◆ **What is required**
Write out each line beneath this one exactly as it reads.

------------------------------------------------------------------------

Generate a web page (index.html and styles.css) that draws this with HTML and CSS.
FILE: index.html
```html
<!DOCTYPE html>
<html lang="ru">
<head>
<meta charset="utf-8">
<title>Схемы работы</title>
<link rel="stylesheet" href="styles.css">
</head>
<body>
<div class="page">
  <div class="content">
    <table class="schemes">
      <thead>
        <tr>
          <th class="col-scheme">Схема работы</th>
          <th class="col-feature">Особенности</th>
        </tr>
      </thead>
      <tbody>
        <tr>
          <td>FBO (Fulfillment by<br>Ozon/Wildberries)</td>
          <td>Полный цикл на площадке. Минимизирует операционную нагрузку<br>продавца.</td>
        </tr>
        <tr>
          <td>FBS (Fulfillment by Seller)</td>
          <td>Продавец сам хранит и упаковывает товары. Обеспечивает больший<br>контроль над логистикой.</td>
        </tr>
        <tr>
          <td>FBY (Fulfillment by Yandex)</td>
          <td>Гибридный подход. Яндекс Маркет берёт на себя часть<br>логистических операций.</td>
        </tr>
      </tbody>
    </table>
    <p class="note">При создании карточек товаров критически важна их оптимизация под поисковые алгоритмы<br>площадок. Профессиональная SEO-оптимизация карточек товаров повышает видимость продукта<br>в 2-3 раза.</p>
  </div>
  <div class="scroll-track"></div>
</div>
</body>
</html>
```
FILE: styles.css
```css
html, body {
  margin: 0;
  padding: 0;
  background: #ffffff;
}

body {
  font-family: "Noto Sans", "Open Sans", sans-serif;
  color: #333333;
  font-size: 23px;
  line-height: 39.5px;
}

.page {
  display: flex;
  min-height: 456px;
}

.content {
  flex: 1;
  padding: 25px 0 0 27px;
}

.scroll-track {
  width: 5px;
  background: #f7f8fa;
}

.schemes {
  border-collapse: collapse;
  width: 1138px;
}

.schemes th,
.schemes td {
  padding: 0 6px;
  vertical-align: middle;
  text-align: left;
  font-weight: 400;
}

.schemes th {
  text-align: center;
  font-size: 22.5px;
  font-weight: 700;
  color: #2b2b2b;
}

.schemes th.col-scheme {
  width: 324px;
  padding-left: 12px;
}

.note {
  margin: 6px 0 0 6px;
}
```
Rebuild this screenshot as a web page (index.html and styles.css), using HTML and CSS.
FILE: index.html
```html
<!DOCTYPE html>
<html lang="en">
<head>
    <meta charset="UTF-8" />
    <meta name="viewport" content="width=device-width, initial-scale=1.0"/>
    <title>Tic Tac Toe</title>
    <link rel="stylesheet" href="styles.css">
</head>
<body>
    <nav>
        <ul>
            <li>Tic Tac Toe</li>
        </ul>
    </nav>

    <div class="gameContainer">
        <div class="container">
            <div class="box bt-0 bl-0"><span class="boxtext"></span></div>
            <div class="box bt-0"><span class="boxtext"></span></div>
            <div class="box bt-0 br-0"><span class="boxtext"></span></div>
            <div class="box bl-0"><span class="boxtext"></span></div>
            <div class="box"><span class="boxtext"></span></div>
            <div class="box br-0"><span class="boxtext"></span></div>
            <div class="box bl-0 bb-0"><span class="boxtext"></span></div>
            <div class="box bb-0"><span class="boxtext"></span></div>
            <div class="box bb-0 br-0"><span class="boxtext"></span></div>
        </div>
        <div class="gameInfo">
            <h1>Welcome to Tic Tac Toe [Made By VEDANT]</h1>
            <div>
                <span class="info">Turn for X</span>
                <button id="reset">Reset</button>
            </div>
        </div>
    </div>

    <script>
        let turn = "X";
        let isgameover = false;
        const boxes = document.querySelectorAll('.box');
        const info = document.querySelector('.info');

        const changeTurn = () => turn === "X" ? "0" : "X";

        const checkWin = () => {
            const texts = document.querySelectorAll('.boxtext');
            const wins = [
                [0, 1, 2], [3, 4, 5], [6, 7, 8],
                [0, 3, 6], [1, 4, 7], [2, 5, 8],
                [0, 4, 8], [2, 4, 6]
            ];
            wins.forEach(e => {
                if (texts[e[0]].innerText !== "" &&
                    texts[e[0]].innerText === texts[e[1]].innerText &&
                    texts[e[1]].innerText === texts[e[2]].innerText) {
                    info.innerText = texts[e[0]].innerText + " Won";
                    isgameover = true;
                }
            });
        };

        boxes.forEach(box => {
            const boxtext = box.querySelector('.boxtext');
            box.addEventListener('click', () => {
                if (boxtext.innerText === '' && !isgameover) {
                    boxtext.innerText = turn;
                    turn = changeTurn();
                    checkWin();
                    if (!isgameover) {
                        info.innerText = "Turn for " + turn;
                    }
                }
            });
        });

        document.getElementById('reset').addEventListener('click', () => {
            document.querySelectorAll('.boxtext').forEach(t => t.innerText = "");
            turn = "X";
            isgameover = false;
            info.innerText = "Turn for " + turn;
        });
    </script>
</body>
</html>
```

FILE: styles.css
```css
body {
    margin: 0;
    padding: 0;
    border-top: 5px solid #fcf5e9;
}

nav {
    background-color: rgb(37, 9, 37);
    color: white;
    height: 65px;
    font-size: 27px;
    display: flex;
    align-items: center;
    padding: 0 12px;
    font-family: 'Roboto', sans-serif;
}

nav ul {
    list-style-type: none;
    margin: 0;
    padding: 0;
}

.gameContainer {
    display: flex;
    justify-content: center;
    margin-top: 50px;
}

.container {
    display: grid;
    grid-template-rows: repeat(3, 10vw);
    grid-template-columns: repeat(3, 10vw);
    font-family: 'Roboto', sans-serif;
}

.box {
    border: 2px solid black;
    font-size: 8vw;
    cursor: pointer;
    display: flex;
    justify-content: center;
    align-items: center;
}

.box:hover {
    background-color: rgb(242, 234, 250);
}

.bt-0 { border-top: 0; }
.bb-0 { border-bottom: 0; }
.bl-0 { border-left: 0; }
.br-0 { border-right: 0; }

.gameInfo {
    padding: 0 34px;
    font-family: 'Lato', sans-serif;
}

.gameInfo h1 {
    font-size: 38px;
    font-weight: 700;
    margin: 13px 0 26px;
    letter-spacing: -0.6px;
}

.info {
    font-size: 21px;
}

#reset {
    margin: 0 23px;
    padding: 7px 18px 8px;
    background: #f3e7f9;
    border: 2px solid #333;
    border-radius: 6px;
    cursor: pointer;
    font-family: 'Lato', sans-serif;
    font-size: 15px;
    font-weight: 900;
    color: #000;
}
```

------------------------------------------------------------------------

◆ **Response to this exercise**
Generate a web page (index.html and styles.css) that draws this with HTML and CSS.
FILE: index.html
```html
<!DOCTYPE html>
<html lang="ru">
<head>
<meta charset="utf-8">
<title>Схемы работы</title>
<link rel="stylesheet" href="styles.css">
</head>
<body>
<div class="page">
  <div class="content">
    <table class="schemes">
      <thead>
        <tr>
          <th class="col-scheme">Схема работы</th>
          <th class="col-feature">Особенности</th>
        </tr>
      </thead>
      <tbody>
        <tr>
          <td>FBO (Fulfillment by<br>Ozon/Wildberries)</td>
          <td>Полный цикл на площадке. Минимизирует операционную нагрузку<br>продавца.</td>
        </tr>
        <tr>
          <td>FBS (Fulfillment by Seller)</td>
          <td>Продавец сам хранит и упаковывает товары. Обеспечивает больший<br>контроль над логистикой.</td>
        </tr>
        <tr>
          <td>FBY (Fulfillment by Yandex)</td>
          <td>Гибридный подход. Яндекс Маркет берёт на себя часть<br>логистических операций.</td>
        </tr>
      </tbody>
    </table>
    <p class="note">При создании карточек товаров критически важна их оптимизация под поисковые алгоритмы<br>площадок. Профессиональная SEO-оптимизация карточек товаров повышает видимость продукта<br>в 2-3 раза.</p>
  </div>
  <div class="scroll-track"></div>
</div>
</body>
</html>
```
FILE: styles.css
```css
html, body {
  margin: 0;
  padding: 0;
  background: #ffffff;
}

body {
  font-family: "Noto Sans", "Open Sans", sans-serif;
  color: #333333;
  font-size: 23px;
  line-height: 39.5px;
}

.page {
  display: flex;
  min-height: 456px;
}

.content {
  flex: 1;
  padding: 25px 0 0 27px;
}

.scroll-track {
  width: 5px;
  background: #f7f8fa;
}

.schemes {
  border-collapse: collapse;
  width: 1138px;
}

.schemes th,
.schemes td {
  padding: 0 6px;
  vertical-align: middle;
  text-align: left;
  font-weight: 400;
}

.schemes th {
  text-align: center;
  font-size: 22.5px;
  font-weight: 700;
  color: #2b2b2b;
}

.schemes th.col-scheme {
  width: 324px;
  padding-left: 12px;
}

.note {
  margin: 6px 0 0 6px;
}
```
Rebuild this screenshot as a web page (index.html and styles.css), using HTML and CSS.
FILE: index.html
```html
<!DOCTYPE html>
<html lang="en">
<head>
    <meta charset="UTF-8" />
    <meta name="viewport" content="width=device-width, initial-scale=1.0"/>
    <title>Tic Tac Toe</title>
    <link rel="stylesheet" href="styles.css">
</head>
<body>
    <nav>
        <ul>
            <li>Tic Tac Toe</li>
        </ul>
    </nav>

    <div class="gameContainer">
        <div class="container">
            <div class="box bt-0 bl-0"><span class="boxtext"></span></div>
            <div class="box bt-0"><span class="boxtext"></span></div>
            <div class="box bt-0 br-0"><span class="boxtext"></span></div>
            <div class="box bl-0"><span class="boxtext"></span></div>
            <div class="box"><span class="boxtext"></span></div>
            <div class="box br-0"><span class="boxtext"></span></div>
            <div class="box bl-0 bb-0"><span class="boxtext"></span></div>
            <div class="box bb-0"><span class="boxtext"></span></div>
            <div class="box bb-0 br-0"><span class="boxtext"></span></div>
        </div>
        <div class="gameInfo">
            <h1>Welcome to Tic Tac Toe [Made By VEDANT]</h1>
            <div>
                <span class="info">Turn for X</span>
                <button id="reset">Reset</button>
            </div>
        </div>
    </div>

    <script>
        let turn = "X";
        let isgameover = false;
        const boxes = document.querySelectorAll('.box');
        const info = document.querySelector('.info');

        const changeTurn = () => turn === "X" ? "0" : "X";

        const checkWin = () => {
            const texts = document.querySelectorAll('.boxtext');
            const wins = [
                [0, 1, 2], [3, 4, 5], [6, 7, 8],
                [0, 3, 6], [1, 4, 7], [2, 5, 8],
                [0, 4, 8], [2, 4, 6]
            ];
            wins.forEach(e => {
                if (texts[e[0]].innerText !== "" &&
                    texts[e[0]].innerText === texts[e[1]].innerText &&
                    texts[e[1]].innerText === texts[e[2]].innerText) {
                    info.innerText = texts[e[0]].innerText + " Won";
                    isgameover = true;
                }
            });
        };

        boxes.forEach(box => {
            const boxtext = box.querySelector('.boxtext');
            box.addEventListener('click', () => {
                if (boxtext.innerText === '' && !isgameover) {
                    boxtext.innerText = turn;
                    turn = changeTurn();
                    checkWin();
                    if (!isgameover) {
                        info.innerText = "Turn for " + turn;
                    }
                }
            });
        });

        document.getElementById('reset').addEventListener('click', () => {
            document.querySelectorAll('.boxtext').forEach(t => t.innerText = "");
            turn = "X";
            isgameover = false;
            info.innerText = "Turn for " + turn;
        });
    </script>
</body>
</html>
```

FILE: styles.css
```css
body {
    margin: 0;
    padding: 0;
    border-top: 5px solid #fcf5e9;
}

nav {
    background-color: rgb(37, 9, 37);
    color: white;
    height: 65px;
    font-size: 27px;
    display: flex;
    align-items: center;
    padding: 0 12px;
    font-family: 'Roboto', sans-serif;
}

nav ul {
    list-style-type: none;
    margin: 0;
    padding: 0;
}

.gameContainer {
    display: flex;
    justify-content: center;
    margin-top: 50px;
}

.container {
    display: grid;
    grid-template-rows: repeat(3, 10vw);
    grid-template-columns: repeat(3, 10vw);
    font-family: 'Roboto', sans-serif;
}

.box {
    border: 2px solid black;
    font-size: 8vw;
    cursor: pointer;
    display: flex;
    justify-content: center;
    align-items: center;
}

.box:hover {
    background-color: rgb(242, 234, 250);
}

.bt-0 { border-top: 0; }
.bb-0 { border-bottom: 0; }
.bl-0 { border-left: 0; }
.br-0 { border-right: 0; }

.gameInfo {
    padding: 0 34px;
    font-family: 'Lato', sans-serif;
}

.gameInfo h1 {
    font-size: 38px;
    font-weight: 700;
    margin: 13px 0 26px;
    letter-spacing: -0.6px;
}

.info {
    font-size: 21px;
}

#reset {
    margin: 0 23px;
    padding: 7px 18px 8px;
    background: #f3e7f9;
    border: 2px solid #333;
    border-radius: 6px;
    cursor: pointer;
    font-family: 'Lato', sans-serif;
    font-size: 15px;
    font-weight: 900;
    color: #000;
}
```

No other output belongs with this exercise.